I don’t want to go on about my current condition, but reading horror stories while stuck at home with a broken leg (and on painkillers) is an odd experience. I’ve been working my way through Peter Straub’s new two-volume set of American Fantastic Tales, plus the old classic Great Tales of Terror and the Supernatural. Although the good stories are having the desired effect of safe scariness on me, I haven’t at any stage felt I shouldn’t go on reading for fear of bad dreams or similar. (That said, the one book I have wimped out of re-reading is King’s Misery; but I’m sure that’s irrational and there aren’t any Locus subscribers who would come round here and force me to retype me reviews to accord with their opinions…)
Anyhow, it occurred to me that there’s one moment that’s common to an awful lot of horror stories, and it’s the moment encapsulated in one of my favorite scenes from any movie, the bathroom scene in Kubrick’s The Shining (spoilers, obviously):
There are so many wonderful things in this scene I don’t know where to start: Grady (Philip Stone)’s supernatural stillness; the relish with which he rolls the R’s in “corrected”; Jack Torrance (Jack Nicholson)’s superb delivery of the racial epithet that Grady throws out, showing both his discomfort at the word and the fact that he wants the conversation to continue; the distant ballroom music filtering through. But the structural point of the conversation is how it flips over and reveals the true shape of the story (and the horror) that’s to come.
Actually, it flips over twice. Having started with Grady being obsequious to Torrance for spilling a drink over him, Nicholson seems to be getting the upper hand in the first two minutes, when he recognises Grady as the past caretaker who killed his family. Apart from anything else, it signals clearly that we’re in fantastic territory and that Torrance accepts this. This is affirmed by Grady’s from-the-tomb delivery of “You are the caretaker; you’ve always been the caretaker.” And somehow, that’s the point where he takes control of the scene.
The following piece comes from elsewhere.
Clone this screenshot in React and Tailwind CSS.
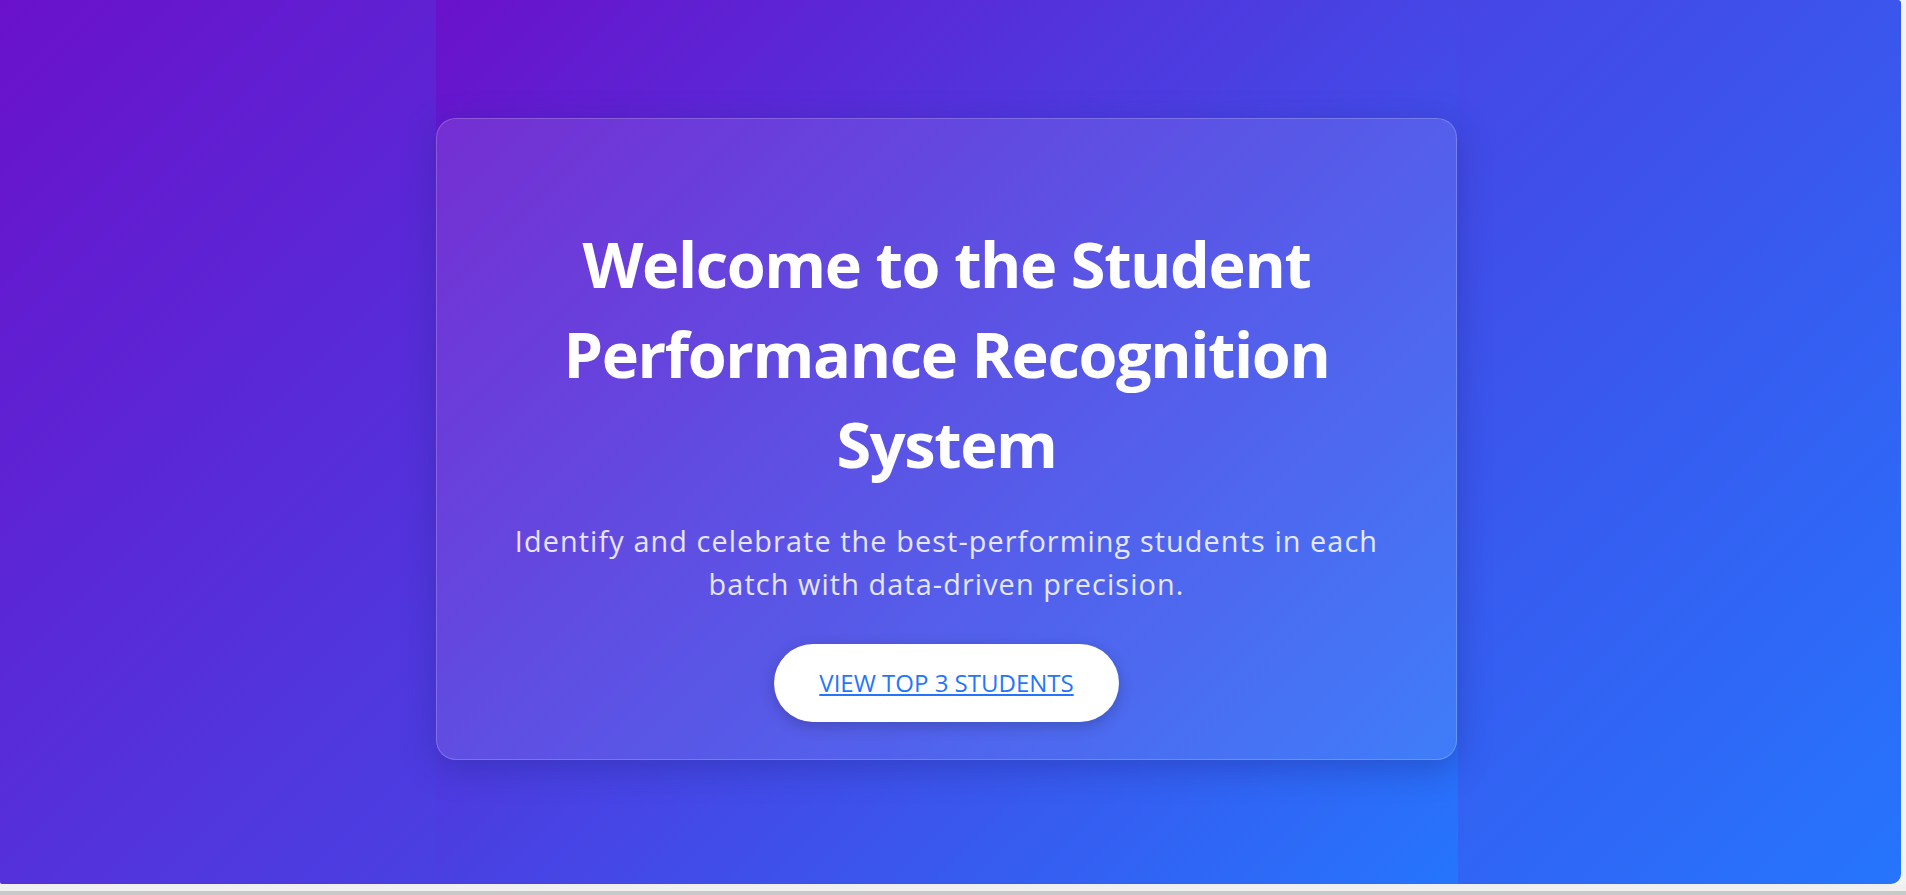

As he reveals the “talent” of Torrance’s son, his implacable fervour gradually co-opts Torrance. (Part of the subtext, I think, is him challenging Torrance: Are you enough of a man to keep your wife and child under control, as they should be?) You can see how much Torrance wants his respect when he takes Grady’s phrase “against your will” and puns on it, with a little smirk, as “He is a very wilful boy.” And so the shape of the rest of the film, and Torrance’s rampage, is set.
The more general point is that lots of stories have this moment (though not always so meticulously executed). The forbidden book is opened and read; the ancient temple is peered into; and the reader (and maybe the protagonist) realise just how bad things are going to be. Sometimes the protagonist may not fully realise their own condition, as in Charlotte Perkins Gilman’s classic “The Yellow Wallpaper“, and the reader has to supply an awareness of just how trapped that story’s narrator is. At the other extreme is what John Clute has called the Club Story, where a horror tale is not only told, but seen to be told to an audience of some kind. The horror is not only recognised, but can be reflected upon in the frame story: “Heart of Darkness”, for instance.
The same kind of moment, of course, occurs in plenty of other kinds of stories: in sf, they’re what Peter Nicholls has called the conceptual breakthrough moment. But the horror version has a particular kind of affect. The Straub volume includes a very short and pulpy piece by David H Keller, “The Jelly-Fish” (PDF here), in which a boastful professor on a marine expedition boasts to his colleagues that he can achieve anything he wants, including miniaturising himself. He does so, appearing on a microscope slide along with a captured jellyfish. He is ready to return to normal, but…I don’t need to tell you the rest, do I?